Down here in the hole, you can bet I am finding things I did not account for. I am not out of this hole yet, and I have no idea how long it will last. But you can be sure that for all of my responsibilities of caring for my household, I will do even better to carry us through this ever-elastic framework, that is, our ever-changing circumstances.


Friday, April 4, 2025

Safe Haven - Part 5 The Fall and Rise of the Kobayashi Maru

 As the wagon pulled away from the land where it all started, destructive fires burned behind them, making it clear that there would be no way to return. They had made this journey many times before, but never like this. It was a one-way trip tonight. From a distance, it seemed like growth and expansion; in reality, it was cover and concealment. There was no plan, but really, was there ever a plan?

When they arrived, it was dark. The woods and interior looked different than they had before. It was lonely, and it held no answers within it. They quietly put in supplies, whatever little they had. Inside, the boy wanted to know where all of this was going. He had no idea what was next. Previously, he had been on the wrong side of the airlock, which was bad enough, but at least those times, he was alone. Now he had companions, and that made it very different. He did not feel any closer to those in his care. Ever since the journey, everyone was weird to him.

As the sun rose, he wanted it to be a play day. It was Saturday. He sat in the sand of the beach, looking at the glistening sunlight reflecting off the water, and wished he had answers. Winter was coming. It was a predator that kept pace with his steps, yet somehow, winter took slightly longer strides. He knew there was no way to outpace it.

Had he fled a month earlier, he could have gone south, to a warmer land without the threat of winter, but that is not what he did. There was nothing he could do about that now. He would have to come up with a solution. Nothing happened. The summer sun got hotter, water was scarce, and food even more elusive. 

He looked around rural areas for work, but it never provided results. So they journeyed south, not far from where they fled from, to take temporary work with old friends. The summer spun like a top of changing world events, devastation, and loss of respect. But like an injured animal, friends took them in, and the boy could never quite understand the motives. Forty years later, that equation is even more perplexing.
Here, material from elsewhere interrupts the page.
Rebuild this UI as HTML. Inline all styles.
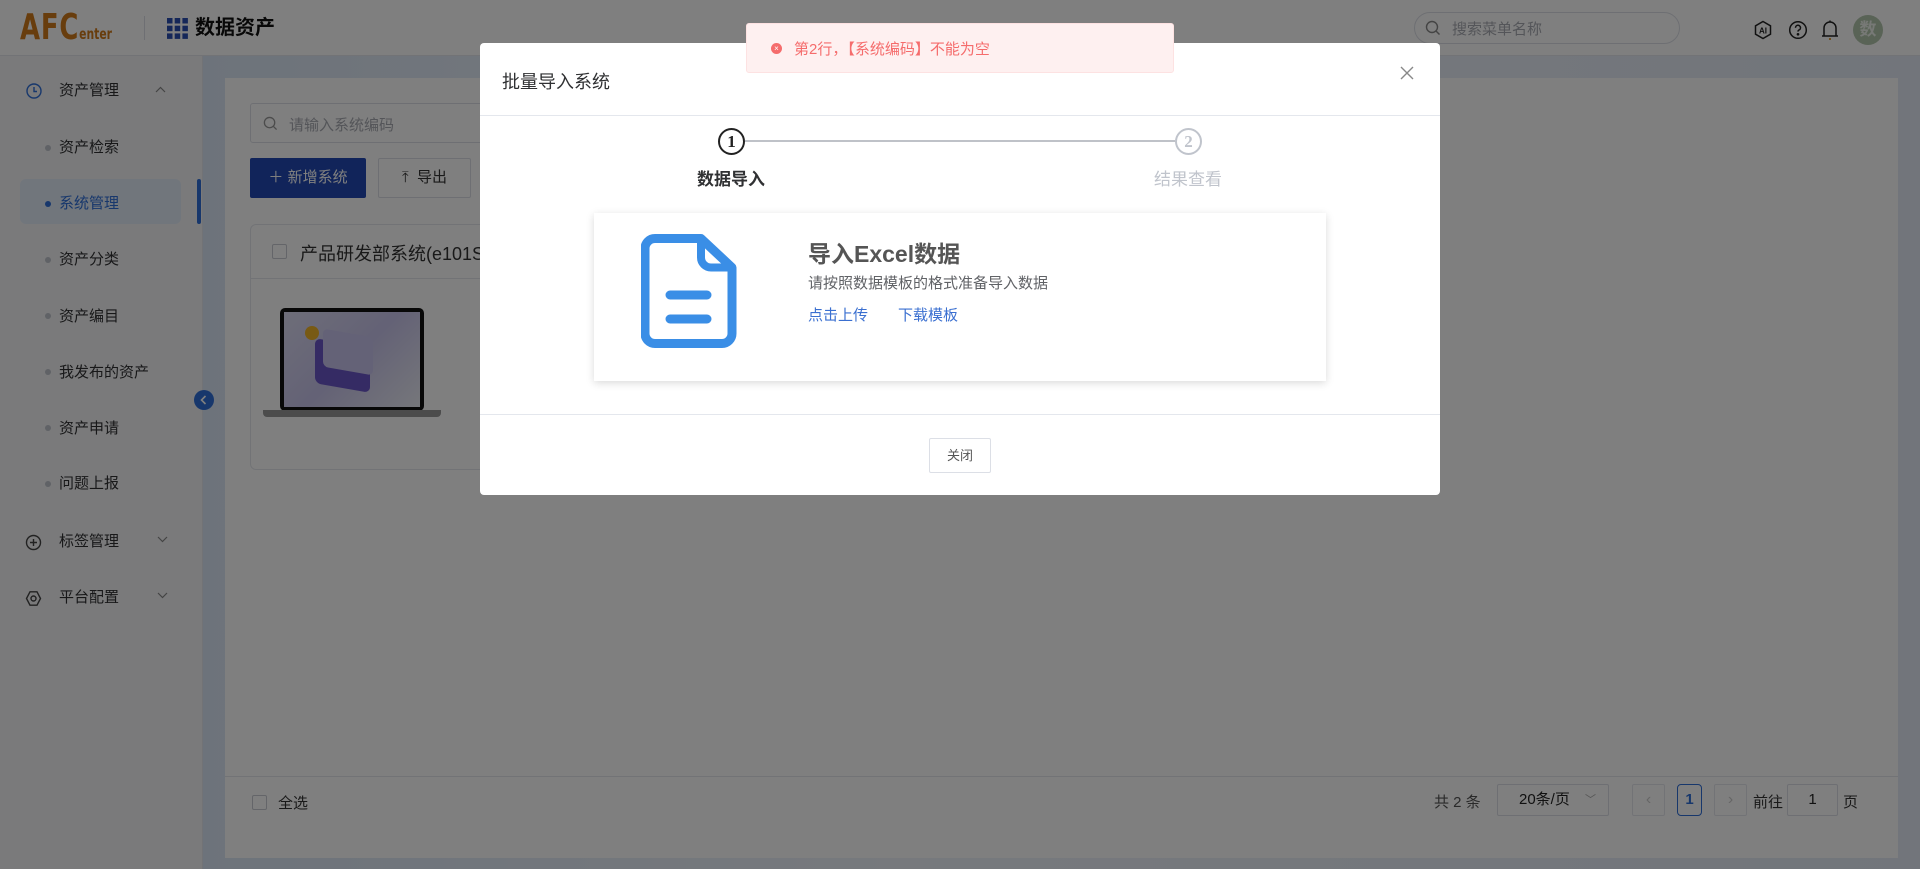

They journeyed back and forth on the road that led north into the quiet peace of their uncertainty and back south to the psychological tango of mercy and doom. There was no accounting for how they were able to do this. The boy did not even know how they were being sustained. He grew more disillusioned as he continued through the darkness in the light of the days and long dark nights. 

The voices in his head were ignited by the comments of those around him, which passively aggressively charged him with self-deprecating feelings. Some days were hot, in the city, in homes of the past. Other days were also hot but filled with children screaming and laughing at the lake, enjoying summer vacation to the fullest. The mercy of infactuation allowed the trickle of poison that kept the boy subdued, always keeping him looking selfish, a failure worthy of conspiritorial manipulation.

Like panic season, the precipice of the end of everything was advancing fast. There were no tricks or scraps from which the boy could construct answers. All resources were depleted, and he failed. Fortunately, it had affected the girl so much that she relented to being left in the lands she once fled. When you are number one, that becomes the prime directive revealed, and all of the facade burns away.

What happened next was similar to what happens when you remove Kryptonite from the vicinity of Superman. The boy's strength began to rise. New ideas that should have previously been obvious came to light, and he pursued them. He was incredibly successful. Resources were at their lowest, so he put every last one into his new endeavor. It was an investment that would win.

The days were fine. He made a decision, and he was surrendering to it. Meanwhile, in the land where the Pease Brothers settled, the girl spun the hourly assessment to determine what words would be used in the next hour. At this point, it was more of an instinct than a plan.

The days and nights went by quickly, and the time came to reunite. He still believed they were a team and sometimes, so did the girl. Things began to have a routine, and life became something that she liked again. It seemed like fate was smiling upon them, so they took the next step to end their wayward wandering and put down roots. This was met with them blatantly being shot down. All of the wars fought in the days of living in the ancient place where a thousand people lived and died rose to smite them one more time.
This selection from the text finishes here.